Instructions for the task —
Return the listing below unchanged, minus its pictures.

Data excerpt —
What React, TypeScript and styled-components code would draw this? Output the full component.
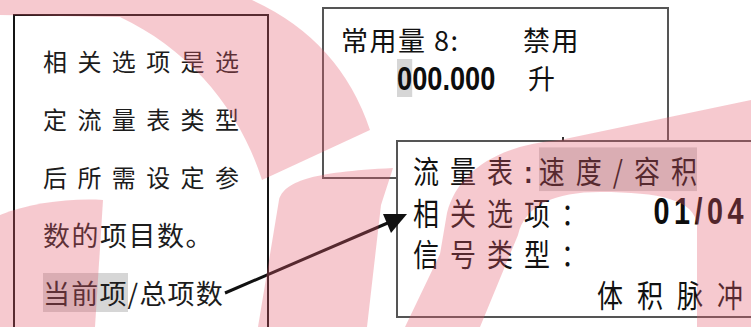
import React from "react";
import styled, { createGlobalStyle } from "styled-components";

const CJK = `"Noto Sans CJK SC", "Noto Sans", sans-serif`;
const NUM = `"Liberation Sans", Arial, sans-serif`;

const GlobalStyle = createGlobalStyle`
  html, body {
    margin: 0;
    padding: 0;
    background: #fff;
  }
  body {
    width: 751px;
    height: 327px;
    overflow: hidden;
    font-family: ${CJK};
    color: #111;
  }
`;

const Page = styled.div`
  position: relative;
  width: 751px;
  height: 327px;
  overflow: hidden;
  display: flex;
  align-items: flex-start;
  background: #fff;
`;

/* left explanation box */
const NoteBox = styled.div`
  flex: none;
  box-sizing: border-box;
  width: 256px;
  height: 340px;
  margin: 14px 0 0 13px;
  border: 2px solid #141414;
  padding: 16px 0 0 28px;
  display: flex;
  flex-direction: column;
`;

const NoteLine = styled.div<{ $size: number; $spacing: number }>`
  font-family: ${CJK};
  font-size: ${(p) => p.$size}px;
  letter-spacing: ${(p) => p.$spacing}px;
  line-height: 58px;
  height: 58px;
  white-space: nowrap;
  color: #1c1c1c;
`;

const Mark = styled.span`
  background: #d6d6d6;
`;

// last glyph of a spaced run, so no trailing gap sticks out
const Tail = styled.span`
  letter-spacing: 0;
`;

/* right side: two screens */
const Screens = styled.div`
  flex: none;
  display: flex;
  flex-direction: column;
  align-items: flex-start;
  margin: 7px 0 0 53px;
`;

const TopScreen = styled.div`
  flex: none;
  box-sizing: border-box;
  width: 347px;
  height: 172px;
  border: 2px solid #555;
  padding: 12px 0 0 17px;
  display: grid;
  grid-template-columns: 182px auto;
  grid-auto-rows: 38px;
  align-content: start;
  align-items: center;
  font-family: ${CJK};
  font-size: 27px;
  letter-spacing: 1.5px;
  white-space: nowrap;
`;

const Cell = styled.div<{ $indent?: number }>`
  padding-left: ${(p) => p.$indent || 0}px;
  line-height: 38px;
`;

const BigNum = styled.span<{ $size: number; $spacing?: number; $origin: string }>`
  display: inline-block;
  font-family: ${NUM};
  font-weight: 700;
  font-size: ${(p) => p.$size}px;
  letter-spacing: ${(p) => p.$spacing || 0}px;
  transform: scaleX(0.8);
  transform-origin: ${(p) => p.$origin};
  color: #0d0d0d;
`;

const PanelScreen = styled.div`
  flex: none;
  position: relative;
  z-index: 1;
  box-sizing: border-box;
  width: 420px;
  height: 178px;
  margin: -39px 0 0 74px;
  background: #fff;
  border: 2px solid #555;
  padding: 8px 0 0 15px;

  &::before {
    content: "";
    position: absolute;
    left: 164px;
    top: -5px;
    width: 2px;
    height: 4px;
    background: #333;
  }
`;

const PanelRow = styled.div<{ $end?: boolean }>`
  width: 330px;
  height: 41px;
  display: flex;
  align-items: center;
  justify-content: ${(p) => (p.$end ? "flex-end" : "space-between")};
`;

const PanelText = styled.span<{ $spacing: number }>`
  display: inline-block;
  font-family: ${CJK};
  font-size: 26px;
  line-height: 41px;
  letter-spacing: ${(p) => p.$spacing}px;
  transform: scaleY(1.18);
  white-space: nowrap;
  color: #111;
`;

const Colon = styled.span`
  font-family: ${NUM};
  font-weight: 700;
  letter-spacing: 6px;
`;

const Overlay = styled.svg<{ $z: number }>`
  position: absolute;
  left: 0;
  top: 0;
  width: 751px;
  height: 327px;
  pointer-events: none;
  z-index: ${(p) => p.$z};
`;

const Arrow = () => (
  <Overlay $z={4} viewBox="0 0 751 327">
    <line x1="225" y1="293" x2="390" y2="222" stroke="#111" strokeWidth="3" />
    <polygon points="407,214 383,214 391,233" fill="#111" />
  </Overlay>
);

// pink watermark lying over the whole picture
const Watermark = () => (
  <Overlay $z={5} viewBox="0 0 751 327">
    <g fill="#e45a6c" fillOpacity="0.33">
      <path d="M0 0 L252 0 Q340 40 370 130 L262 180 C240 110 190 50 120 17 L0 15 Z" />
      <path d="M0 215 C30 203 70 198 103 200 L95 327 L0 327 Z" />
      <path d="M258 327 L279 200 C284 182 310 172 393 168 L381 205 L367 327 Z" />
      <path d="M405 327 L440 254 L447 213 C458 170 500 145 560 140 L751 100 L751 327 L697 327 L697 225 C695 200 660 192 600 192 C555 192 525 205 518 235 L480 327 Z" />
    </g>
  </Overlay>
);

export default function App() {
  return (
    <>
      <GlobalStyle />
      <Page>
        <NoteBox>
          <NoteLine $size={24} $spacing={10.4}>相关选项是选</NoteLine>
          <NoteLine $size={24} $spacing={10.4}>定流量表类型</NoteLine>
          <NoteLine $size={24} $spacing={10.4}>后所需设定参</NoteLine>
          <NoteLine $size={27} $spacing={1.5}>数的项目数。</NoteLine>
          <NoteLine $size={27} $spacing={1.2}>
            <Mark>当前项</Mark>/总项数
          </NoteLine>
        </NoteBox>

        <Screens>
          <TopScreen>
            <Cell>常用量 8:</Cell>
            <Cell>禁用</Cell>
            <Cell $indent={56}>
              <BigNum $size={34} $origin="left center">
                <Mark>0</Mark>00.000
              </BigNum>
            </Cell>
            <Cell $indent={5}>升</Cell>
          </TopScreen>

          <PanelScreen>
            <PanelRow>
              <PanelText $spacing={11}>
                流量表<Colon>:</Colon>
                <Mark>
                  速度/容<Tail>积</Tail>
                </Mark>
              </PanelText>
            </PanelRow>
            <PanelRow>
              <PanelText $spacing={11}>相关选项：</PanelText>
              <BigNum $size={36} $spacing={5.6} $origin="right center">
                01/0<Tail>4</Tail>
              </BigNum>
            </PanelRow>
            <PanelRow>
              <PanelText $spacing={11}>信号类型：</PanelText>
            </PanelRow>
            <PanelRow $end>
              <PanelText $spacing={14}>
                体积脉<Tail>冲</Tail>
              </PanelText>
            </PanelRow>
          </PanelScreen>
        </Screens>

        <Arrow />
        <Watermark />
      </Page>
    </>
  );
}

The reply —
What React, TypeScript and styled-components code would draw this? Output the full component.
import React from "react";
import styled, { createGlobalStyle } from "styled-components";

const CJK = `"Noto Sans CJK SC", "Noto Sans", sans-serif`;
const NUM = `"Liberation Sans", Arial, sans-serif`;

const GlobalStyle = createGlobalStyle`
  html, body {
    margin: 0;
    padding: 0;
    background: #fff;
  }
  body {
    width: 751px;
    height: 327px;
    overflow: hidden;
    font-family: ${CJK};
    color: #111;
  }
`;

const Page = styled.div`
  position: relative;
  width: 751px;
  height: 327px;
  overflow: hidden;
  display: flex;
  align-items: flex-start;
  background: #fff;
`;

/* left explanation box */
const NoteBox = styled.div`
  flex: none;
  box-sizing: border-box;
  width: 256px;
  height: 340px;
  margin: 14px 0 0 13px;
  border: 2px solid #141414;
  padding: 16px 0 0 28px;
  display: flex;
  flex-direction: column;
`;

const NoteLine = styled.div<{ $size: number; $spacing: number }>`
  font-family: ${CJK};
  font-size: ${(p) => p.$size}px;
  letter-spacing: ${(p) => p.$spacing}px;
  line-height: 58px;
  height: 58px;
  white-space: nowrap;
  color: #1c1c1c;
`;

const Mark = styled.span`
  background: #d6d6d6;
`;

// last glyph of a spaced run, so no trailing gap sticks out
const Tail = styled.span`
  letter-spacing: 0;
`;

/* right side: two screens */
const Screens = styled.div`
  flex: none;
  display: flex;
  flex-direction: column;
  align-items: flex-start;
  margin: 7px 0 0 53px;
`;

const TopScreen = styled.div`
  flex: none;
  box-sizing: border-box;
  width: 347px;
  height: 172px;
  border: 2px solid #555;
  padding: 12px 0 0 17px;
  display: grid;
  grid-template-columns: 182px auto;
  grid-auto-rows: 38px;
  align-content: start;
  align-items: center;
  font-family: ${CJK};
  font-size: 27px;
  letter-spacing: 1.5px;
  white-space: nowrap;
`;

const Cell = styled.div<{ $indent?: number }>`
  padding-left: ${(p) => p.$indent || 0}px;
  line-height: 38px;
`;

const BigNum = styled.span<{ $size: number; $spacing?: number; $origin: string }>`
  display: inline-block;
  font-family: ${NUM};
  font-weight: 700;
  font-size: ${(p) => p.$size}px;
  letter-spacing: ${(p) => p.$spacing || 0}px;
  transform: scaleX(0.8);
  transform-origin: ${(p) => p.$origin};
  color: #0d0d0d;
`;

const PanelScreen = styled.div`
  flex: none;
  position: relative;
  z-index: 1;
  box-sizing: border-box;
  width: 420px;
  height: 178px;
  margin: -39px 0 0 74px;
  background: #fff;
  border: 2px solid #555;
  padding: 8px 0 0 15px;

  &::before {
    content: "";
    position: absolute;
    left: 164px;
    top: -5px;
    width: 2px;
    height: 4px;
    background: #333;
  }
`;

const PanelRow = styled.div<{ $end?: boolean }>`
  width: 330px;
  height: 41px;
  display: flex;
  align-items: center;
  justify-content: ${(p) => (p.$end ? "flex-end" : "space-between")};
`;

const PanelText = styled.span<{ $spacing: number }>`
  display: inline-block;
  font-family: ${CJK};
  font-size: 26px;
  line-height: 41px;
  letter-spacing: ${(p) => p.$spacing}px;
  transform: scaleY(1.18);
  white-space: nowrap;
  color: #111;
`;

const Colon = styled.span`
  font-family: ${NUM};
  font-weight: 700;
  letter-spacing: 6px;
`;

const Overlay = styled.svg<{ $z: number }>`
  position: absolute;
  left: 0;
  top: 0;
  width: 751px;
  height: 327px;
  pointer-events: none;
  z-index: ${(p) => p.$z};
`;

const Arrow = () => (
  <Overlay $z={4} viewBox="0 0 751 327">
    <line x1="225" y1="293" x2="390" y2="222" stroke="#111" strokeWidth="3" />
    <polygon points="407,214 383,214 391,233" fill="#111" />
  </Overlay>
);

// pink watermark lying over the whole picture
const Watermark = () => (
  <Overlay $z={5} viewBox="0 0 751 327">
    <g fill="#e45a6c" fillOpacity="0.33">
      <path d="M0 0 L252 0 Q340 40 370 130 L262 180 C240 110 190 50 120 17 L0 15 Z" />
      <path d="M0 215 C30 203 70 198 103 200 L95 327 L0 327 Z" />
      <path d="M258 327 L279 200 C284 182 310 172 393 168 L381 205 L367 327 Z" />
      <path d="M405 327 L440 254 L447 213 C458 170 500 145 560 140 L751 100 L751 327 L697 327 L697 225 C695 200 660 192 600 192 C555 192 525 205 518 235 L480 327 Z" />
    </g>
  </Overlay>
);

export default function App() {
  return (
    <>
      <GlobalStyle />
      <Page>
        <NoteBox>
          <NoteLine $size={24} $spacing={10.4}>相关选项是选</NoteLine>
          <NoteLine $size={24} $spacing={10.4}>定流量表类型</NoteLine>
          <NoteLine $size={24} $spacing={10.4}>后所需设定参</NoteLine>
          <NoteLine $size={27} $spacing={1.5}>数的项目数。</NoteLine>
          <NoteLine $size={27} $spacing={1.2}>
            <Mark>当前项</Mark>/总项数
          </NoteLine>
        </NoteBox>

        <Screens>
          <TopScreen>
            <Cell>常用量 8:</Cell>
            <Cell>禁用</Cell>
            <Cell $indent={56}>
              <BigNum $size={34} $origin="left center">
                <Mark>0</Mark>00.000
              </BigNum>
            </Cell>
            <Cell $indent={5}>升</Cell>
          </TopScreen>

          <PanelScreen>
            <PanelRow>
              <PanelText $spacing={11}>
                流量表<Colon>:</Colon>
                <Mark>
                  速度/容<Tail>积</Tail>
                </Mark>
              </PanelText>
            </PanelRow>
            <PanelRow>
              <PanelText $spacing={11}>相关选项：</PanelText>
              <BigNum $size={36} $spacing={5.6} $origin="right center">
                01/0<Tail>4</Tail>
              </BigNum>
            </PanelRow>
            <PanelRow>
              <PanelText $spacing={11}>信号类型：</PanelText>
            </PanelRow>
            <PanelRow $end>
              <PanelText $spacing={14}>
                体积脉<Tail>冲</Tail>
              </PanelText>
            </PanelRow>
          </PanelScreen>
        </Screens>

        <Arrow />
        <Watermark />
      </Page>
    </>
  );
}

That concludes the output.